▶ Recorded data
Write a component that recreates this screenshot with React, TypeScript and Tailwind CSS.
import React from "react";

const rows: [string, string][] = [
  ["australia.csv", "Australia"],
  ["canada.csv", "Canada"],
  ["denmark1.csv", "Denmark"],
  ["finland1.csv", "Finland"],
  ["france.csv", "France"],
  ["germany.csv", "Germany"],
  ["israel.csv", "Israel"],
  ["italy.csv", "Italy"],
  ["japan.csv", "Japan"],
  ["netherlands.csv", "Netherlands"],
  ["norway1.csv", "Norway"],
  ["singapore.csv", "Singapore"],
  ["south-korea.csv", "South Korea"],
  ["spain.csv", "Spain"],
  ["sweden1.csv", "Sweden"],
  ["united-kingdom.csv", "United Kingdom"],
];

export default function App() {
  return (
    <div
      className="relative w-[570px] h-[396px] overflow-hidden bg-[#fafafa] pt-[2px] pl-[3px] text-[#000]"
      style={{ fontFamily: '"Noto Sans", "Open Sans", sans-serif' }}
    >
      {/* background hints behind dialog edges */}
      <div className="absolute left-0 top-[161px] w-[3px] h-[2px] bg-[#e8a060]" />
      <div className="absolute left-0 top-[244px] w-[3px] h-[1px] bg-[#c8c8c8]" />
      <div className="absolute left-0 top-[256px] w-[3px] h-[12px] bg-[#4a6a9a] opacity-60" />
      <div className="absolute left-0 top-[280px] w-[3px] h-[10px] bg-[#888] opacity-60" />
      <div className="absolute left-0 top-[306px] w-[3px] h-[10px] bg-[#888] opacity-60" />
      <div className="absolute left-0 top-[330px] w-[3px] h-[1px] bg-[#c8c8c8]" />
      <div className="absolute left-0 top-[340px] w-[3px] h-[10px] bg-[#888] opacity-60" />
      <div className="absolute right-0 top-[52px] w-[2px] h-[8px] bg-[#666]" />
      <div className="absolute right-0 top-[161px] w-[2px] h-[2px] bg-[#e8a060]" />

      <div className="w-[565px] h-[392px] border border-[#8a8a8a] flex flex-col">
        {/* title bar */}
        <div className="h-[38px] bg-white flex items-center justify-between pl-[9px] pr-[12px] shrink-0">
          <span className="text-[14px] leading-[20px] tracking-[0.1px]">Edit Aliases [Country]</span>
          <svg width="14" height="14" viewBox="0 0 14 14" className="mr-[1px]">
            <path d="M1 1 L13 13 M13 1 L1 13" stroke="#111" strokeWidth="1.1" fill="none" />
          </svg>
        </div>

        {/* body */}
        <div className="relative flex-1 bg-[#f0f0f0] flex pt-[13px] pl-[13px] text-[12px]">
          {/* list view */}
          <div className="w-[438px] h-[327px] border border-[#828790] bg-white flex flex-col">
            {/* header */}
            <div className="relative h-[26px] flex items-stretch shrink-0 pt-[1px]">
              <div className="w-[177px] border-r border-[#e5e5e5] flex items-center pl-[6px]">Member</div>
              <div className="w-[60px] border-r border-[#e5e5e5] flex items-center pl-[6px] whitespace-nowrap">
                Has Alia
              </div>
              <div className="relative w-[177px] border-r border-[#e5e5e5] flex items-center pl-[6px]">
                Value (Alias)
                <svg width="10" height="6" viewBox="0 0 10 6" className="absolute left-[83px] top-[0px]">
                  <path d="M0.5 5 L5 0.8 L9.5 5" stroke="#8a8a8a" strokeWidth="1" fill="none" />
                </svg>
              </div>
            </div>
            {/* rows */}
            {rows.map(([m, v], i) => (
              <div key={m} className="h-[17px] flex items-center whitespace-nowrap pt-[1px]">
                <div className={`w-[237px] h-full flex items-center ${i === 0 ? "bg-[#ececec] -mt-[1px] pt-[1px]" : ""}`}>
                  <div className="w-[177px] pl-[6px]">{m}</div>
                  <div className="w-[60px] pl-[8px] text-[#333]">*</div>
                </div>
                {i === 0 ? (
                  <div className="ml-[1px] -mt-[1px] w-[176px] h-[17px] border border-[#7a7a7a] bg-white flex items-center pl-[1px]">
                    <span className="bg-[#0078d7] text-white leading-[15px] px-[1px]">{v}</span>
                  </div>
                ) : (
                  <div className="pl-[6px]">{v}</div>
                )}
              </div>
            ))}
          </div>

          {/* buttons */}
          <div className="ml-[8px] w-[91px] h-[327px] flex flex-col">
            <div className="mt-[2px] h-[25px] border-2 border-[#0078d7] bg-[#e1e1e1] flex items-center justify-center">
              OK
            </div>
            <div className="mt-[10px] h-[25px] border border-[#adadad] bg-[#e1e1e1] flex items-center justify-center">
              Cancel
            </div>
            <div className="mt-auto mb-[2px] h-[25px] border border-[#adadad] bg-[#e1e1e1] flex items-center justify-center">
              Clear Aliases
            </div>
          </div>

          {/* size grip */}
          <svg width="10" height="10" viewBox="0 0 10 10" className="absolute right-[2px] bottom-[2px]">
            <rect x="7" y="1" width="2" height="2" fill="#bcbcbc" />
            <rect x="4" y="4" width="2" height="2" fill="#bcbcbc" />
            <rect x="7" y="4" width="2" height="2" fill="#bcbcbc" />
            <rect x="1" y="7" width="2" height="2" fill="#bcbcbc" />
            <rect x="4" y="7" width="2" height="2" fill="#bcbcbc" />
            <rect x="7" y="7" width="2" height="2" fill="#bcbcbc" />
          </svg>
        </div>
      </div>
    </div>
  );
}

▶ What the task asks
Reproduce exactly, please, only the lines from the start of the data above to the line that contains "import React from", with both ends kept.

▶ Final answer
Write a component that recreates this screenshot with React, TypeScript and Tailwind CSS.
import React from "react";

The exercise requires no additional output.